• Source: Clarrie Hermes
  • Clarence Lindsay Hermes (16 January 1921 – 24 January 1991) was an Australian barrister and magistrate.
    He was born at Arncliffe in Sydney to schoolteacher Alphonse Réné Hermès and Daphne Browne. From 1928 he lived in South Australia with his family, and in 1936 graduated from Birdwood High School in Adelaide. He was unable to afford university and so worked for the Adelaide Advertiser as a copy boy and then as a clerk at the Union Bank of Australia. He served in the Royal Australian Air Force during World War II as a radio and intelligence officer. Following his return, under the Commonwealth Reconstruction Training Scheme, he studied law at the University of Adelaide.

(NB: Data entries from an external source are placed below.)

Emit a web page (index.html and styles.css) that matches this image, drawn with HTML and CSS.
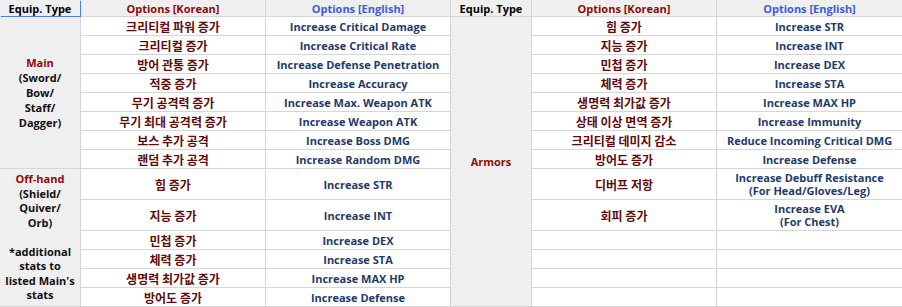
FILE: index.html
```html
<!DOCTYPE html>
<html>
<head>
<meta charset="utf-8">
<link rel="stylesheet" href="styles.css">
</head>
<body>
<div class="sheet">
  <div class="cell head sel">Equip. Type</div>
  <div class="cell head kr-h">Options [Korean]</div>
  <div class="cell head en-h">Options [English]</div>
  <div class="cell head">Equip. Type</div>
  <div class="cell head kr-h">Options [Korean]</div>
  <div class="cell head en-h">Options [English]</div>

  <div class="cell type main"><div><span class="red">Main</span><br>(Sword/<br>Bow/<br>Staff/<br>Dagger)</div></div>
  <div class="cell kr">크리티컬 파워 증가</div>
  <div class="cell en">Increase Critical Damage</div>
  <div class="cell type armor"><span class="red">Armors</span></div>
  <div class="cell kr">힘 증가</div>
  <div class="cell en">Increase STR</div>

  <div class="cell kr">크리티컬 증가</div>
  <div class="cell en">Increase Critical Rate</div>
  <div class="cell kr">지능 증가</div>
  <div class="cell en">Increase INT</div>

  <div class="cell kr">방어 관통 증가</div>
  <div class="cell en">Increase Defense Penetration</div>
  <div class="cell kr">민첩 증가</div>
  <div class="cell en">Increase DEX</div>

  <div class="cell kr">적중 증가</div>
  <div class="cell en">Increase Accuracy</div>
  <div class="cell kr">체력 증가</div>
  <div class="cell en">Increase STA</div>

  <div class="cell kr">무기 공격력 증가</div>
  <div class="cell en">Increase Max. Weapon ATK</div>
  <div class="cell kr">생명력 최가값 증가</div>
  <div class="cell en">Increase MAX HP</div>

  <div class="cell kr">무기 최대 공격력 증가</div>
  <div class="cell en">Increase Weapon ATK</div>
  <div class="cell kr">상태 이상 면역 증가</div>
  <div class="cell en">Increase Immunity</div>

  <div class="cell kr">보스 추가 공격</div>
  <div class="cell en">Increase Boss DMG</div>
  <div class="cell kr">크리티컬 데미지 감소</div>
  <div class="cell en">Reduce Incoming Critical DMG</div>

  <div class="cell kr">랜덤 추가 공격</div>
  <div class="cell en">Increase Random DMG</div>
  <div class="cell kr">방어도 증가</div>
  <div class="cell en">Increase Defense</div>

  <div class="cell type off"><div><span class="red">Off-hand</span><br>(Shield/<br>Quiver/<br>Orb)<br><br>*additional<br>stats to<br>listed Main's<br>stats</div></div>
  <div class="cell kr">힘 증가</div>
  <div class="cell en">Increase STR</div>
  <div class="cell kr">디버프 저항</div>
  <div class="cell en two">Increase Debuff Resistance<br>(For Head/Gloves/Leg)</div>

  <div class="cell kr">지능 증가</div>
  <div class="cell en">Increase INT</div>
  <div class="cell kr">회피 증가</div>
  <div class="cell en two">Increase EVA<br>(For Chest)</div>

  <div class="cell kr">민첩 증가</div>
  <div class="cell en">Increase DEX</div>
  <div class="cell"></div>
  <div class="cell"></div>

  <div class="cell kr">체력 증가</div>
  <div class="cell en">Increase STA</div>
  <div class="cell"></div>
  <div class="cell"></div>

  <div class="cell kr">생명력 최가값 증가</div>
  <div class="cell en">Increase MAX HP</div>
  <div class="cell"></div>
  <div class="cell"></div>

  <div class="cell kr">방어도 증가</div>
  <div class="cell en">Increase Defense</div>
  <div class="cell"></div>
  <div class="cell"></div>
</div>
</body>
</html>
```

FILE: styles.css
```css
html, body {
  margin: 0;
  padding: 0;
  background: #ffffff;
}

.sheet {
  display: grid;
  grid-template-columns: 80px 184px 184px 80px 184px 185px;
  grid-template-rows: 16px repeat(8, 18px) 30px 30px repeat(4, 18px);
  gap: 1px;
  padding-bottom: 1px;
  background: #d6d6d6;
  width: 902px;
  font-family: "Open Sans", "Noto Sans", sans-serif;
  font-size: 11px;
  font-weight: 700;
}

.cell {
  background: #ffffff;
  display: flex;
  align-items: center;
  justify-content: center;
  text-align: center;
  white-space: nowrap;
  overflow: hidden;
}

.head {
  background: #efefef;
  color: #000000;
}

.sel {
  box-shadow: 1px 1px 0 #4a7fe0;
  overflow: visible;
  position: relative;
  z-index: 1;
}

.kr-h {
  color: #8b0a0a;
}

.en-h {
  color: #3c5bd6;
}

.kr {
  font-family: "Noto Sans CJK KR", "Noto Sans", sans-serif;
  font-size: 12px;
  font-weight: 700;
  color: #5e0b0b;
}

.en {
  color: #1f3a66;
}

.two {
  line-height: 13.5px;
}

.type {
  background: #efefef;
  color: #111111;
}

.main {
  grid-row: span 8;
  line-height: 15px;
}

.off {
  grid-row: span 6;
  line-height: 14.5px;
}

.armor {
  grid-row: span 14;
}

.red {
  color: #8b0a0a;
}
```
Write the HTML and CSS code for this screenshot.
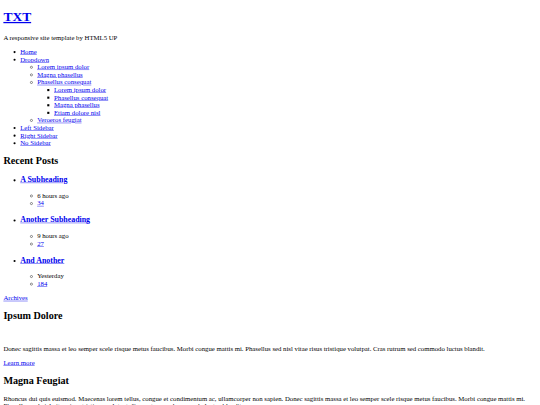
FILE: index.html
```html
<!DOCTYPE html>
<html lang="en">
<head>
<meta charset="utf-8">
<title>TXT by HTML5 UP</title>
<link rel="stylesheet" href="styles.css">
</head>
<body class="viewport">
<div class="page">
<div class="page-body">
<header class="site-header">
  <h1><a href="#">TXT</a></h1>
  <p>A responsive site template by HTML5 UP</p>
</header>
<nav class="site-nav">
  <ul>
    <li><a href="#">Home</a></li>
    <li><a href="#">Dropdown</a>
      <ul>
        <li><a href="#">Lorem ipsum dolor</a></li>
        <li><a href="#">Magna phasellus</a></li>
        <li><a href="#">Phasellus consequat</a>
          <ul>
            <li><a href="#">Lorem ipsum dolor</a></li>
            <li><a href="#">Phasellus consequat</a></li>
            <li><a href="#">Magna phasellus</a></li>
            <li><a href="#">Etiam dolore nisl</a></li>
          </ul>
        </li>
        <li><a href="#">Veroeros feugiat</a></li>
      </ul>
    </li>
    <li><a href="#">Left Sidebar</a></li>
    <li><a href="#">Right Sidebar</a></li>
    <li><a href="#">No Sidebar</a></li>
  </ul>
</nav>
<section class="recent">
  <h2>Recent Posts</h2>
  <ul>
    <li>
      <article>
        <h3><a href="#">A Subheading</a></h3>
        <ul>
          <li>6 hours ago</li>
          <li><a href="#">34</a></li>
        </ul>
      </article>
    </li>
    <li>
      <article>
        <h3><a href="#">Another Subheading</a></h3>
        <ul>
          <li>9 hours ago</li>
          <li><a href="#">27</a></li>
        </ul>
      </article>
    </li>
    <li>
      <article>
        <h3><a href="#">And Another</a></h3>
        <ul>
          <li>Yesterday</li>
          <li><a href="#">184</a></li>
        </ul>
      </article>
    </li>
  </ul>
  <footer><a href="#">Archives</a></footer>
</section>
<section class="post">
  <h2>Ipsum Dolore</h2>
  <a href="#" class="image-slot"></a>
  <p>Donec sagittis massa et leo semper scele risque metus faucibus. Morbi congue mattis mi. Phasellus sed nisl vitae risus tristique volutpat. Cras rutrum sed commodo luctus blandit.</p>
  <footer><a href="#">Learn more</a></footer>
</section>
<section class="post">
  <h2>Magna Feugiat</h2>
  <p>Rhoncus dui quis euismod. Maecenas lorem tellus, congue et condimentum ac, ullamcorper non sapien. Donec sagittis massa et leo semper scele risque metus faucibus. Morbi congue mattis mi. Phasellus sed nisl vitae risus tristique volutpat. Cras rutrum sed commodo luctus blandit.</p>
</section>
</div>
</div>
</body>
</html>
```
FILE: styles.css
```css
html {
  font-family: "Liberation Serif", "Times New Roman", serif;
}
.viewport {
  margin: 0;
  overflow: hidden;
}
.page {
  display: flow-root;
  width: 1280px;
  color: #000;
  transform: scale(0.421875);
  transform-origin: 0 0;
}
.page-body {
  margin: 8px;
}
.image-slot {
  display: block;
  height: 18px;
}
```
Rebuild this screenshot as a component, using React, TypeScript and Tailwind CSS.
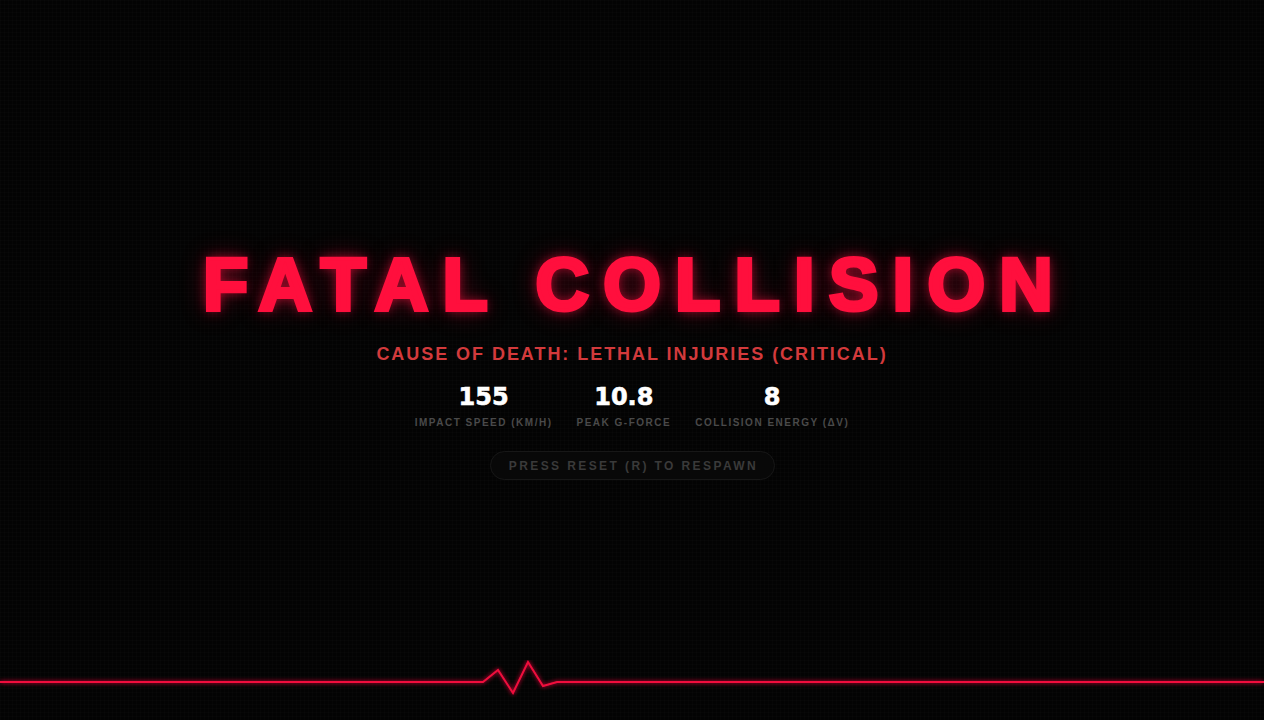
import React from "react";

type Stat = { value: string; label: string };

const stats: Stat[] = [
  { value: "155", label: "IMPACT SPEED (KM/H)" },
  { value: "10.8", label: "PEAK G-FORCE" },
  { value: "8", label: "COLLISION ENERGY (ΔV)" },
];

// heartbeat trace along the bottom edge
function Heartbeat() {
  return (
    <svg className="block w-full h-[60px]" viewBox="0 0 1264 60" preserveAspectRatio="none">
      <defs>
        <filter id="glow" x="-10%" y="-100%" width="120%" height="300%">
          <feGaussianBlur stdDeviation="2" result="b" />
          <feMerge>
            <feMergeNode in="b" />
            <feMergeNode in="SourceGraphic" />
          </feMerge>
        </filter>
      </defs>
      <polyline
        points="0,22 483,22 498,10 513,33 528,2 543,26 557,22 1264,22"
        fill="none"
        stroke="#f0103c"
        strokeWidth="2"
        strokeLinejoin="miter"
        filter="url(#glow)"
      />
    </svg>
  );
}

export default function App() {
  return (
    <div
      className="relative h-[720px] w-full overflow-hidden bg-[#030303] flex flex-col bg-[linear-gradient(rgba(255,255,255,0.012)_1px,transparent_1px),linear-gradient(90deg,rgba(255,255,255,0.012)_1px,transparent_1px)] bg-[size:4px_4px]"
      style={{ fontFamily: '"Liberation Sans", Arial, sans-serif' }}
    >
      <div className="flex-1 flex flex-col items-center pt-[248px]">
        {/* Title */}
        <h1 className="text-[74px] leading-none font-bold tracking-[14.3px] pl-[6px] text-[#ff0f3d] [-webkit-text-stroke:4px_#ff0f3d] [text-shadow:0_0_12px_rgba(255,16,64,0.7),0_0_26px_rgba(255,16,64,0.4)]">
          FATAL COLLISION
        </h1>

        {/* Cause */}
        <p className="mt-[23px] text-[18px] leading-none font-bold tracking-[1.95px] text-[#d33a3c]">
          CAUSE OF DEATH: LETHAL INJURIES (CRITICAL)
        </p>

        {/* Stats */}
        <div className="mt-[22px] flex gap-6">
          {stats.map(s => (
            <div key={s.label} className="flex flex-col items-center">
              <span className="text-[24px] leading-none font-bold text-white font-['DejaVu_Sans',sans-serif] [-webkit-text-stroke:0.6px_#ffffff]">
                {s.value}
              </span>
              <span className="mt-[9px] text-[10px] leading-none font-bold tracking-[1.5px] text-[#4a4a4a]">
                {s.label}
              </span>
            </div>
          ))}
        </div>

        {/* Respawn hint */}
        <div className="mt-[23px] h-[29px] w-[285px] rounded-full border border-[#171717] bg-[#080808] flex items-center justify-center pl-[3px]">
          <span className="text-[12px] leading-none font-bold tracking-[0.2em] text-[#3a3a3a]">
            PRESS RESET (R) TO RESPAWN
          </span>
        </div>
      </div>

      <Heartbeat />
    </div>
  );
}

    In 1950 he was called to the Bar and joined a firm in Whyalla. On 9 May 1953 he married nurse Betty Ellen Lewthwaite. In 1953 he was recruited by the Australian Secret Intelligence Service and was sent to train with MI6. In 1957 he was expecting an appointment in Indonesia, but the dismissal of Alfred Deakin Brookes put his future in question and he resigned to work for the Crown Solicitor's Office. In 1961 he was appointed to the Adelaide Police Court as a magistrate, and in 1963 moved to Canberra as an additional stipendiary magistrate on the Court of Petty Sessions. He developed a keen interest in the rehabilitation of young offenders. He was given the Canberra Citizen of the Year award in 1968.
    In 1969 he received a Winston Churchill Memorial Trusts Fellowship and visited Europe and the United States studying legal practices surrounding young offenders. In 1970 he was persuaded by the Liberal Party to stand for a by-election for the House of Representatives seat of Australian Capital Territory, but he was defeated by Kep Enderby of the Labor Party. He then became London representative of the Attorney-General's Department, and in 1980 was appointed Chief Magistrate for the Australian Capital Territory.
    Hermes retired from the bench in 1984, but later served as chair of the ACT Credit Tribunal and as a government consultant. He died in 1991 in Canberra Hospital after a heart attack. Clarrie Hermes Drive in Gungahlin and Clarrie Hermes Park in Hughes, where Hermes lived, are named in his honour.